Of course, as with any technology, there will be drawbacks, especially who decides what is and is not appropriate. One can consider a situation where a parent, who is anti-LGBTQ+, would put checks into place which prevent their children from accessing needing information or resources about the identities/the community. To the parent, the content is morally objectionable and age-inappropriate, even if the information provided is harmless. Inevitably, this unnecessary restriction can bring undue harm to the child. One may think that the solution is passing this off to independent regulators. The concern is who funds/controls these regulators and the decision process. I mentioned earlier to expect governments to use these parental controls as well.
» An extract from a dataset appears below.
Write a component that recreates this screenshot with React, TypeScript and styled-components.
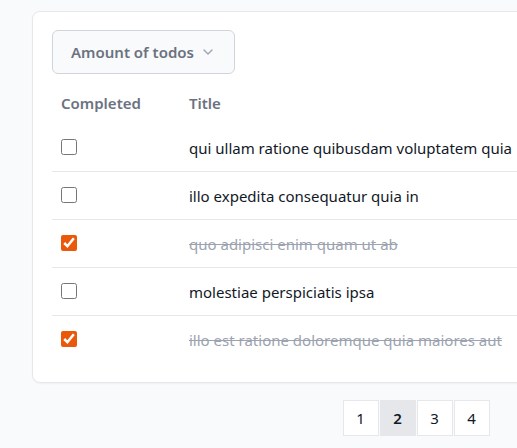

In that case, they can use the justification of “inappropriateness” to hide dissent or history. This already happens currently, but with broad content moderation it will not be prevented, just potentially enhanced.

However, I believe that since children are already on the internet and will be for all of their adult lives, it is silly to expect self-regulation of the content they consume. Children are naturally curious and, without proper experience or guidance, will not understand why watching specific videos is inappropriate. Thus, there needs to be some regulatory function allowing children to participate on the internet without opening them up to dire risks.